Suppose you conducted an A/B test in which customers were randomized using the hashing technique (Kohavi et al., 2007 etc.). We can thus expect the control and treatment group to have approximately equal number of customers.
In our database, we have a list of tuples (variant_id, customer_number, amount_of_purchase)
, where variant_id
is either control
or treatment
. Importantly, we only have a record if a customer made a purchase (if they have not, there is no row for them).
Now let's say I want to find the confidence interval for amount_of_purchase
that allows us to conclude whether the treatment resulted in better outcome. If I naively calculate it from the records I have, it would yield misleading results because I'm excluding customers who had no purchase.
E.g. if we had:
(treatment, 123, 100 EUR)
(control, 456, 80 EUR)
(control, 789, 80 EUR)
It would be wrong to conclude treatment is better. Now if we had all the records, like this:
(treatment, 001, 0 EUR)
(treatment, 002, 0 EUR)
(treatment, 123, 100 EUR)
(control, 456, 80 EUR)
(control, 789, 80 EUR)
(control, 003, 0 EUR)
Then it would be simple, but let's say we don't have access to records with amount_of_purchase=0
, nor do we know how many users were assigned to each control or treatment.

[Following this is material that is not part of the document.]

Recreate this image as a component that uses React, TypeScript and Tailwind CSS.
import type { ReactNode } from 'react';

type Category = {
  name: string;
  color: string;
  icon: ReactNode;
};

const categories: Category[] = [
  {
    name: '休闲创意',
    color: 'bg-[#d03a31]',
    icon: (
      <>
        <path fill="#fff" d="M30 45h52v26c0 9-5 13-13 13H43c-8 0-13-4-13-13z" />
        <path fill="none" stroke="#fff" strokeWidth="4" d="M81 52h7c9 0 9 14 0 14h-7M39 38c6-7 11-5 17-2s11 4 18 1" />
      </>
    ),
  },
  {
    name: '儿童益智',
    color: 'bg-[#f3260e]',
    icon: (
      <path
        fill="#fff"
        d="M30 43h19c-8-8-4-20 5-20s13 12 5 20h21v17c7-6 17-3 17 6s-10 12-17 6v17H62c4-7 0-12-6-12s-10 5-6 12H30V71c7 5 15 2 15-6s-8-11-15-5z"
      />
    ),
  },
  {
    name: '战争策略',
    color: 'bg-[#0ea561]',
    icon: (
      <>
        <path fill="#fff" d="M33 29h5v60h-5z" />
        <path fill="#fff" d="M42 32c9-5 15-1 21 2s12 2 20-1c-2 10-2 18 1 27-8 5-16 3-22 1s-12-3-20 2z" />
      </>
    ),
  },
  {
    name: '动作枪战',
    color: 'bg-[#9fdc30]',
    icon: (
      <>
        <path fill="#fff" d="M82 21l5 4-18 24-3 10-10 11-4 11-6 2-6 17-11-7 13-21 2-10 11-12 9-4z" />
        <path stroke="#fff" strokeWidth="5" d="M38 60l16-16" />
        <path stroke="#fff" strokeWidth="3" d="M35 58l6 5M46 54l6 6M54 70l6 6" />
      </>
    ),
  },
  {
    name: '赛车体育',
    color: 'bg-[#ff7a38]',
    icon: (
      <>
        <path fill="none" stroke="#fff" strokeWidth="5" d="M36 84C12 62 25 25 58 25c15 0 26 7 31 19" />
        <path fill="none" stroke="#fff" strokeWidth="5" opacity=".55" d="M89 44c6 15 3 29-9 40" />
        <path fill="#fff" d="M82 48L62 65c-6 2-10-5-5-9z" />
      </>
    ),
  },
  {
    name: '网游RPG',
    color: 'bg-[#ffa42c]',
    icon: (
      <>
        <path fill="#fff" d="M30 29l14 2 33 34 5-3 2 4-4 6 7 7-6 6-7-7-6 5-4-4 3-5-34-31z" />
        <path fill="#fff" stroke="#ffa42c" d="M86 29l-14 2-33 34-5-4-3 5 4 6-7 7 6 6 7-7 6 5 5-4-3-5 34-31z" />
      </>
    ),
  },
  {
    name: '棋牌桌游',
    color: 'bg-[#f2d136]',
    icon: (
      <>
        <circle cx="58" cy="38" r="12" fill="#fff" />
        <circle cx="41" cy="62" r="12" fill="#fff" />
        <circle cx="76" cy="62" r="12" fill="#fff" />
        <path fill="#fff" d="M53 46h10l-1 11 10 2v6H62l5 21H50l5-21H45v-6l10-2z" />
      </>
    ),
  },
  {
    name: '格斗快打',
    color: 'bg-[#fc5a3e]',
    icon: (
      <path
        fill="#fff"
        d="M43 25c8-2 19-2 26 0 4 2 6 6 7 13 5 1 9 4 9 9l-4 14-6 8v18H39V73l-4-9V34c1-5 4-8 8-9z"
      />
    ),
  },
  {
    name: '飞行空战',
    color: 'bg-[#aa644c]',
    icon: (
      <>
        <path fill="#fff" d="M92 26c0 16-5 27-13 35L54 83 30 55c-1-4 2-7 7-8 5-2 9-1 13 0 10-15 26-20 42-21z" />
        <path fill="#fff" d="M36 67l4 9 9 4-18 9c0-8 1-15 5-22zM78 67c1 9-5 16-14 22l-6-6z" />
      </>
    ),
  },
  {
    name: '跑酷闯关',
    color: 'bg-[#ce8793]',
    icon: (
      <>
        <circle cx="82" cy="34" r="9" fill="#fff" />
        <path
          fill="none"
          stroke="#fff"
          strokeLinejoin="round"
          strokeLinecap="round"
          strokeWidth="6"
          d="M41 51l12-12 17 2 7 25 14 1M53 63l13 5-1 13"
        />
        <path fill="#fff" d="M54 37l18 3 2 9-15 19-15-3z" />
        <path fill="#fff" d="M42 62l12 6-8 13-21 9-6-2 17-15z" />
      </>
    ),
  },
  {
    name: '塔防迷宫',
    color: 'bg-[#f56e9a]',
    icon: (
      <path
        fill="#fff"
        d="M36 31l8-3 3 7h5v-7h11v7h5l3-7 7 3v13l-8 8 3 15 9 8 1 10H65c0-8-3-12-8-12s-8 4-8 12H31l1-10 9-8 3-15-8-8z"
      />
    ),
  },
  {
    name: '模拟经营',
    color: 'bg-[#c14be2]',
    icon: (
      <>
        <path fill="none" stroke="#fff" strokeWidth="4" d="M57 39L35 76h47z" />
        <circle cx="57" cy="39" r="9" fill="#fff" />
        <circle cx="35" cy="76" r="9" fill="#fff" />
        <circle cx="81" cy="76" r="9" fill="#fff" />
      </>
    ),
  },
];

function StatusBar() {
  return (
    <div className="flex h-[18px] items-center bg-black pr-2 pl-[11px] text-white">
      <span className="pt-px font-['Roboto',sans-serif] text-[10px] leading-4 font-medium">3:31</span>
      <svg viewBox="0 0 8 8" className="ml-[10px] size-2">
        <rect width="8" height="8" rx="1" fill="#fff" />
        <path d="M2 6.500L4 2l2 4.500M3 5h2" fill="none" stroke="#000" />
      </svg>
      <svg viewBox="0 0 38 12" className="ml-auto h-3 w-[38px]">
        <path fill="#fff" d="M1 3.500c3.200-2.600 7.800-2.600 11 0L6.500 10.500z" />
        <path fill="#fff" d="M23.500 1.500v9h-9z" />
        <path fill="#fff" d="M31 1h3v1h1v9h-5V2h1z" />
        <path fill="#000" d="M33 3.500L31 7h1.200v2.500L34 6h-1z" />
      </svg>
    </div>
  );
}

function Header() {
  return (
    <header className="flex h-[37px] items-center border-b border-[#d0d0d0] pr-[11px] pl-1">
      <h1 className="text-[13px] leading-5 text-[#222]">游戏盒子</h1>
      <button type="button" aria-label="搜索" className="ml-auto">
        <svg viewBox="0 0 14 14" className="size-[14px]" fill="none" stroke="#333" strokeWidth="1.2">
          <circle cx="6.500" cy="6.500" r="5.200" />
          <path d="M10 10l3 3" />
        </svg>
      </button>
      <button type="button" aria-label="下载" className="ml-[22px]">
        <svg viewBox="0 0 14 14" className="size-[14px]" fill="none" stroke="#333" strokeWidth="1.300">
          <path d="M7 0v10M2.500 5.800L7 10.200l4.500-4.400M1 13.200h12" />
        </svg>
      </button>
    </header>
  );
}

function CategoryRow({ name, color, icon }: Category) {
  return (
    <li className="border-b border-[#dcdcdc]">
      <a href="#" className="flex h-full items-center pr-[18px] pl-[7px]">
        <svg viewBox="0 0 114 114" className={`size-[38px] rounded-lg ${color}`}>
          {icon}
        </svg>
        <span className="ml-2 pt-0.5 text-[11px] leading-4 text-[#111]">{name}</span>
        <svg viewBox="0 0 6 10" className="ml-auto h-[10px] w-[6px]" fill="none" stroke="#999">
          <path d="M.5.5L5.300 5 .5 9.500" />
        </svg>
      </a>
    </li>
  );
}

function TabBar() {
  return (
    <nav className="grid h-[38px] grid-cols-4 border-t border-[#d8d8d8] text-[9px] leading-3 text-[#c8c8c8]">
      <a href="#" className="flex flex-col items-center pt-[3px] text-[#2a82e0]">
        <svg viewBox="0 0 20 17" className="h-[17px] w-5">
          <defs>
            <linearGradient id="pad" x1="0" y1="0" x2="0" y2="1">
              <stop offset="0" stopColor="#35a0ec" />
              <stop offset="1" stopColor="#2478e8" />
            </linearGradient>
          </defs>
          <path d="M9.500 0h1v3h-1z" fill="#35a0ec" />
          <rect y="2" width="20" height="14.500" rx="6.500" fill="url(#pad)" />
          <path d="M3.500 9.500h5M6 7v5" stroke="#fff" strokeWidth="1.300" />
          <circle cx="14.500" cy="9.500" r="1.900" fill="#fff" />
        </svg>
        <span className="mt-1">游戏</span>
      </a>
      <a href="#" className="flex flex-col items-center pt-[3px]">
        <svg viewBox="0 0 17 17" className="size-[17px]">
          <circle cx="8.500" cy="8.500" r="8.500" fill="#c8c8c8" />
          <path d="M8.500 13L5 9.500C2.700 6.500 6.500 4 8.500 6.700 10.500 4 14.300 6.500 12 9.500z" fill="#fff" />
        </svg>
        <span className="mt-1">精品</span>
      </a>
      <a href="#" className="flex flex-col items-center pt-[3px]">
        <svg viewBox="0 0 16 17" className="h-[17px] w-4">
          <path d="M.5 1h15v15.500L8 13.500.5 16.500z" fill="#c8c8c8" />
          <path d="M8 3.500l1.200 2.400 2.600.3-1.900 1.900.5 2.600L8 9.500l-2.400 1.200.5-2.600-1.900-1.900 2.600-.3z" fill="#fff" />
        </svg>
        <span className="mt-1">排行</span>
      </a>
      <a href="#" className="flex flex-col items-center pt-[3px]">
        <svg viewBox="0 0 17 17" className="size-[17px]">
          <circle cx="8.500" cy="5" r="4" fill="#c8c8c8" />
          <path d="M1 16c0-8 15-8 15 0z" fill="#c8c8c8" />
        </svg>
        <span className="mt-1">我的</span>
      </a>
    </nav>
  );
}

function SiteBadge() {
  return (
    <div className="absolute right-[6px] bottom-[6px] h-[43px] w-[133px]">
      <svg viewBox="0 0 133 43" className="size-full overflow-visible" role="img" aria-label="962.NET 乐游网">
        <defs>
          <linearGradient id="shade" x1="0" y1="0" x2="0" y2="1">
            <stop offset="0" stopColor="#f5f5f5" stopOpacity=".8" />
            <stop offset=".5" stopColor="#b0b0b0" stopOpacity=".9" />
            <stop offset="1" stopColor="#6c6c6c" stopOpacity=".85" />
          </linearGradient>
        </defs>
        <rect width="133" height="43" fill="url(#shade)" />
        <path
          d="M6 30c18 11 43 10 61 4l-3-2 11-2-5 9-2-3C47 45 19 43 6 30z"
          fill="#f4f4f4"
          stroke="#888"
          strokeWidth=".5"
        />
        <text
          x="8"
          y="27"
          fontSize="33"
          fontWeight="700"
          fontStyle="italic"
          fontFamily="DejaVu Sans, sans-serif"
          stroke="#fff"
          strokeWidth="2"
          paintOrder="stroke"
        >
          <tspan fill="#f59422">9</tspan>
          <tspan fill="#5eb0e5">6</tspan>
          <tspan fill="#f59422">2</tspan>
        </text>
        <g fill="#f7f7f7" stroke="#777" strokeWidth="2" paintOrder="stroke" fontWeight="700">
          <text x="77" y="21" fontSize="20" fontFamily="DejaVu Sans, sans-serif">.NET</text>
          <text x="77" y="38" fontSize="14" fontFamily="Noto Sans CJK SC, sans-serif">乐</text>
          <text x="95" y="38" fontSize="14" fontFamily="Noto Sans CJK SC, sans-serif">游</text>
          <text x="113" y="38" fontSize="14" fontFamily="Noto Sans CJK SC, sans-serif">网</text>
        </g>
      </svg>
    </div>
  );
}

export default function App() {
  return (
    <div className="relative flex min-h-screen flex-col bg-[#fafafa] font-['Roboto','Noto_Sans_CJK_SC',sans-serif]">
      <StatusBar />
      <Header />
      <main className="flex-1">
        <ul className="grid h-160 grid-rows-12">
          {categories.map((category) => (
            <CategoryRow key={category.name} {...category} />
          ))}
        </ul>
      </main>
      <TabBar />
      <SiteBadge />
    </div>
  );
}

I came up with the following method: we come up with some hash function, which we apply to the customer_number to obtain a bucket
(let's say an integer between 0 and 99). We could then calculate the sum of amount_of_purchase
for each bucket
, using which we can get the confidence intervals as follows:
confidence_lower = sorted_sums[int(0.05 * len(sorted_sums))]
confidence_upper = sorted_sums[int(0.95 * len(sorted_sums))]
We can then compare control and treatment. This idea sounded alright to me but a colleague of mine was not sure if it has problems.